TASK BRIEF: All of the lines below are to be transcribed faithfully, with pictures excluded from the copy.

DATA BLOCK:
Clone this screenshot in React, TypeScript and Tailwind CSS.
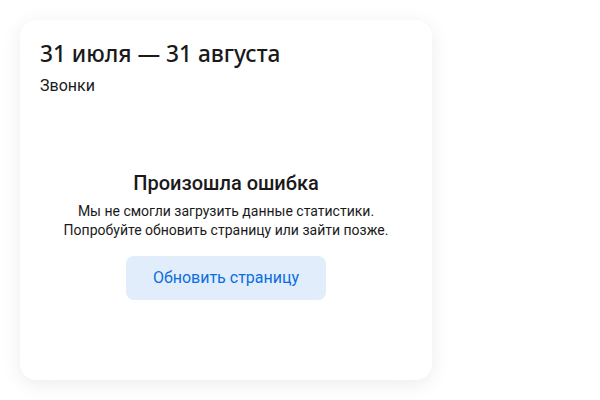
import React from 'react';

const ErrorState: React.FC<{ onRetry?: () => void }> = ({ onRetry }) => (
  <div className="flex flex-col items-center text-center">
    <h3 className="text-[20px] leading-[26px] font-medium text-[#1a1a1a]">Произошла ошибка</h3>
    <p className="mt-[6px] text-[14px] leading-[19px] text-[#1a1a1a]">
      Мы не смогли загрузить данные статистики.
      <br />
      Попробуйте обновить страницу или зайти позже.
    </p>
    <button
      onClick={onRetry}
      className="mt-[16px] w-[200px] h-[44px] rounded-[8px] bg-[#e1edfb] text-[16px] text-[#0b6ee0]"
    >
      Обновить страницу
    </button>
  </div>
);

export default function App() {
  return (
    <div className="w-[600px] h-[400px] bg-white p-5" style={{ fontFamily: 'Roboto, "Noto Sans", sans-serif' }}>
      <div className="w-[412px] h-[360px] rounded-[16px] bg-white shadow-[0_4px_20px_rgba(0,0,0,0.08)] p-5 flex flex-col">
        <h2
          className="text-[22.7px] leading-[28px] font-medium text-[#1a1a1a]"
          style={{ fontFamily: '"Noto Sans", Roboto, sans-serif' }}
        >
          31 июля — 31 августа
        </h2>
        <div className="mt-[8px] text-[16px] leading-[20px] text-[#1a1a1a]">Звонки</div>
        <div className="mt-[74px]">
          <ErrorState />
        </div>
      </div>
    </div>
  );
}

TASK OUTPUT:
Clone this screenshot in React, TypeScript and Tailwind CSS.
import React from 'react';

const ErrorState: React.FC<{ onRetry?: () => void }> = ({ onRetry }) => (
  <div className="flex flex-col items-center text-center">
    <h3 className="text-[20px] leading-[26px] font-medium text-[#1a1a1a]">Произошла ошибка</h3>
    <p className="mt-[6px] text-[14px] leading-[19px] text-[#1a1a1a]">
      Мы не смогли загрузить данные статистики.
      <br />
      Попробуйте обновить страницу или зайти позже.
    </p>
    <button
      onClick={onRetry}
      className="mt-[16px] w-[200px] h-[44px] rounded-[8px] bg-[#e1edfb] text-[16px] text-[#0b6ee0]"
    >
      Обновить страницу
    </button>
  </div>
);

export default function App() {
  return (
    <div className="w-[600px] h-[400px] bg-white p-5" style={{ fontFamily: 'Roboto, "Noto Sans", sans-serif' }}>
      <div className="w-[412px] h-[360px] rounded-[16px] bg-white shadow-[0_4px_20px_rgba(0,0,0,0.08)] p-5 flex flex-col">
        <h2
          className="text-[22.7px] leading-[28px] font-medium text-[#1a1a1a]"
          style={{ fontFamily: '"Noto Sans", Roboto, sans-serif' }}
        >
          31 июля — 31 августа
        </h2>
        <div className="mt-[8px] text-[16px] leading-[20px] text-[#1a1a1a]">Звонки</div>
        <div className="mt-[74px]">
          <ErrorState />
        </div>
      </div>
    </div>
  );
}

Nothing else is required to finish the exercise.